The law examined in the Kentucky decision sought to prevent Kentucky insurers from setting up closed networks of health-care providers. Id. The Court said that because this law prevented Kentucky insureds from seeking "insurance from a closed network of health-care providers in exchange for a lower premium," the law substantially affects the type of risk pooling arrangements that insurers may offer. Id. at 1478. The Court further emphasized this point by stating in a footnote that "our test requires only that the state law substantially affect the risk pooling arrangement between the insurer and the insured; it does not require that the state law actually spread risk." Id. at 1478, n3. The Court gave another example of a law that would affect the risk pooling arrangement by stating "[t]he notice-prejudice rule governs whether or not an insurance company must cover claims submitted late, which dictates to the insurance company the conditions under which it must pay for the risk that it has assumed. This certainly qualifies as a substantial effect on the risk pooling arrangement between the insurer and insured." Id.
3. ERISA Preemption of the Pennsylvania Bad Faith Statute
Under the Metropolitan and Pilot decisions, the District Courts in Pennsylvania have almost unanimously held that bad faith claims fall under the ERISA preemption provisions. See Tutolo v. Independ. Blue Cross, 1999 WL 274975 (E.D. Pa. 1999); Kuestner v. Health & Welfare Fund, 972 F. Supp. 905 (E.D. Pa. 1997), Sopak v. Highmark, Inc., 2002 WL 1271366 (W.D. Pa. 2002). For example, in Tutolo, the court held that bad faith claims were preempted by ERISA because the Pennsylvania bad faith statute did not serve to transfer or spread the policy holder's risk and because the bad faith law is not an integral part of the insurer-insured relationship. Tutolo, 1999 WL 274975.
Holdings such as Tutolo are now less precedential, as the Supreme Court has changed the analysis upon which such holdings are based. Under the new analysis, Pennsylvania's bad faith statute may no longer be subject to preemption under ERISA. In applying the two Kentucky factors to the bad faith statute, it is clear by the language of the statute that the Pennsylvania law is directed towards insurance carriers, as the bad faith statute only regulates entities engaged in insurance. As to the second factor, counsel for insureds could argue that the Pennsylvania bad faith statute affects the risk pooling arrangement between the insurer and insured. For example, it can be argued that because insurance companies are faced with the prospect of bad faith claims (which increase their exposure on every policy they write), they must raise their premiums to compensate, which thereby transfers a portion of the risk to the policy holder. Accordingly, the risk-pooling arrangement has been affected.
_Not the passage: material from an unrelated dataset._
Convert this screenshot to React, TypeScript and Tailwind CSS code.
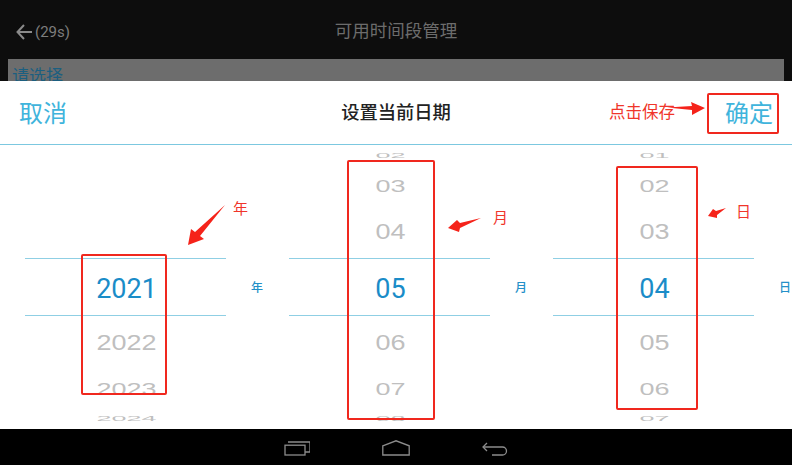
const cjk = "font-['Noto_Sans_CJK_SC','Noto_Sans',sans-serif]"

type WheelRow = { text: string; rowClass: string; scaleClass: string }

const rowStyles = [
  { rowClass: "h-[21px]", scaleClass: "scale-y-[0.28]" },
  { rowClass: "h-[40px]", scaleClass: "scale-y-[0.62]" },
  { rowClass: "h-[52px]", scaleClass: "scale-y-[0.82]" },
  { rowClass: "", scaleClass: "" },
  { rowClass: "h-[54px]", scaleClass: "scale-y-[0.82]" },
  { rowClass: "h-[38px]", scaleClass: "scale-y-[0.62]" },
  { rowClass: "h-[21px]", scaleClass: "scale-y-[0.28]" },
]

const columns = [
  { label: "年", values: ["", "", "", "2021", "2022", "2023", "2024"] },
  { label: "月", values: ["02", "03", "04", "05", "06", "07", "08"] },
  { label: "日", values: ["01", "02", "03", "04", "05", "06", "07"] },
]

const Wheel = ({ label, values }: { label: string; values: string[] }) => {
  const rows: WheelRow[] = values.map((text, i) => ({ text, ...rowStyles[i] }))
  return (
    <div className="flex items-center pl-[25px]">
      <div className="w-[201px] flex flex-col">
        {rows.map((row, i) =>
          i === 3 ? (
            <div
              key={i}
              className="h-[58px] pt-[4px] pl-[2px] border-y border-[#8fcfe4] flex items-center justify-center text-[27px] text-[#1a8cc8] font-['Roboto',sans-serif]"
            >
              {row.text}
            </div>
          ) : (
            <div
              key={i}
              className={`${row.rowClass} pl-[2px] flex items-center justify-center text-[27px] leading-none text-[#bfbfbf] font-['Liberation_Sans',sans-serif]`}
            >
              <span className={`${row.scaleClass} inline-block`}>{row.text}</span>
            </div>
          ),
        )}
      </div>
      <span className={`ml-[25px] text-[12px] font-medium text-[#2490c8] ${cjk}`}>{label}</span>
    </div>
  )
}

const RecentIcon = () => (
  <svg width="26" height="16" viewBox="0 0 26 16" fill="none" stroke="#8c8c8c" strokeWidth="1.3">
    <rect x="1" y="5.2" width="20" height="9.8" />
    <path d="M4 2h22v10h-5" />
  </svg>
)

const HomeIcon = () => (
  <svg width="28" height="16" viewBox="0 0 28 16" fill="none" stroke="#8c8c8c" strokeWidth="1.3">
    <path d="M0.8 5.8 14 0.8l13.2 5v9.2H0.8z" />
  </svg>
)

const BackIcon = () => (
  <svg width="26" height="16" viewBox="0 0 26 16" fill="none" stroke="#8c8c8c" strokeWidth="1.3">
    <path d="M5 3 1 7l4 4" />
    <path d="M1 7h19.5a4 4 0 0 1 0 8H10" />
  </svg>
)

export default function App() {
  return (
    <div className={`relative w-[792px] h-[465px] overflow-hidden bg-black flex flex-col ${cjk}`}>
      <div className="h-[59px] bg-[#0d0d0d] relative flex items-center justify-center">
        <div className="absolute left-[16px] top-[21px] flex items-center gap-[3px] text-[#7d7d7d]">
          <svg width="16" height="18" viewBox="0 0 16 18" fill="none" stroke="#8a8a8a" strokeWidth="2">
            <path d="M8 2 1.5 9 8 16M2 9h14" />
          </svg>
          <span className="text-[15px] font-['Roboto',sans-serif]">(29s)</span>
        </div>
        <span className="text-[17.5px] text-[#6c6c6c] mt-[2px]">可用时间段管理</span>
      </div>

      <div className="h-[22px] bg-[#0d0d0d] px-[8px]">
        <div className="h-full bg-[#6d6d6d] overflow-hidden pl-[4px] text-[17px] leading-[31px] text-[#1c5f80]">请选择</div>
      </div>

      <div className="bg-white h-[348px] flex flex-col">
        <div className="h-[64px] border-b border-[#7cc8e0] flex items-center px-[19px] pb-[2px]">
          <span className="w-[100px] text-[24px] text-[#3fb4dc]">取消</span>
          <span className="flex-1 text-center text-[18.3px] font-medium text-[#222222] pt-[1px]">设置当前日期</span>
          <span className="w-[100px] text-right text-[24px] text-[#3fb4dc]">确定</span>
        </div>
        <div className="grid grid-cols-3">
          {columns.map((c) => (
            <Wheel key={c.label} label={c.label} values={c.values} />
          ))}
        </div>
      </div>

      <div className="flex-1 flex items-center justify-center gap-[72px] bg-black pt-[2px]">
        <RecentIcon />
        <HomeIcon />
        <BackIcon />
      </div>

      {/* red annotations drawn over the screenshot */}
      <div className="absolute left-[81px] top-[254px] w-[86px] h-[141px] border-2 border-[#f0281e] rounded-[2px]" />
      <div className="absolute left-[347px] top-[160px] w-[88px] h-[260px] border-2 border-[#f0281e] rounded-[2px]" />
      <div className="absolute left-[616px] top-[166px] w-[82px] h-[244px] border-2 border-[#f0281e] rounded-[2px]" />
      <div className="absolute left-[707px] top-[93px] w-[72px] h-[41px] border-2 border-[#f0281e] rounded-[2px]" />

      <span className="absolute left-[609px] top-[99px] text-[16.5px] leading-[24px] text-[#f0352a]">点击保存</span>
      <span className="absolute left-[233px] top-[198px] text-[15px] leading-[20px] text-[#f0352a]">年</span>
      <span className="absolute left-[493px] top-[207px] text-[15px] leading-[20px] text-[#f0352a]">月</span>
      <span className="absolute left-[736px] top-[201px] text-[15px] leading-[20px] text-[#f0352a]">日</span>

      <svg className="absolute left-0 top-0 pointer-events-none" width="792" height="465" viewBox="0 0 792 465" fill="#f5231a">
        <polygon points="667,107.5 692,106 691,102 705,108 692,115 692,110" />
        <polygon points="225,205 200,236 204,239 188,245 191,229 195,232" />
        <polygon points="481,218 460,223 457,220 448,228 459,232 460,228" />
        <polygon points="726,208 716,211 713,209 708,216 717,218 717,215" />
      </svg>
    </div>
  )
}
While it is not certain that Pennsylvania courts will now save bad faith claims from preemption, the groundwork for a trend in that direction exists. Specifically, Senior Judge Newcomer recently held in Rosenbaum v. UNUM Life Ins. Co. of America, 2002 WL 1769899 (E.D. Pa. 2002), that Pennsylvania's bad faith statute was not preempted by ERISA. Judge Newcomer concluded that the Pennsylvania statue regulates insurance under both the common sense view of ERISA's savings clause and the factors set forth by the McCarran-Ferguson Act. Id. This decision was handed down prior to the Kentucky decision but was not followed in subsequent opinions. See Sprecher v. Aetna U.S. Healthcare, Inc., 2002 WL 1917711 (E.D. Pa. 2002) (court disagreed with Rosenbaum decision, finding Pennsylvania statue still preempted by ERISA). Nevertheless, given the changes set forth in the Kentucky decision, and the obvious disagreement amongst District Court Judges, it is not inconceivable that Pennsylvania District Courts may soon revisit their prior holdings and decide that ERISA does not preempt bad faith claims.
4. Conclusion
The recent U.S. Supreme Court holding in Kentucky, 123 S.Ct. 1471, could well change the legal landscape as it relates to ERISA preemption of bad faith claims. What we know is that the legal analysis has been simplified to a two factor test. The most likely effect of this may be to lower the bar with respect to what laws will be saved from ERISA preemption. Accordingly, it can be expected that the Pennsylvania District Court's stance on the preemption of bad faith claims will be challenged anew, perhaps with a different result.
1 It is important to note that Mississippi's bad faith law is distinguishable from Pennsylvania's bad faith statute. Mississippi's bad faith law developed from the common law and applies across the legal spectrum to any breach of contract action. Pennsylvania's bad faith statute applies only to insurance companies.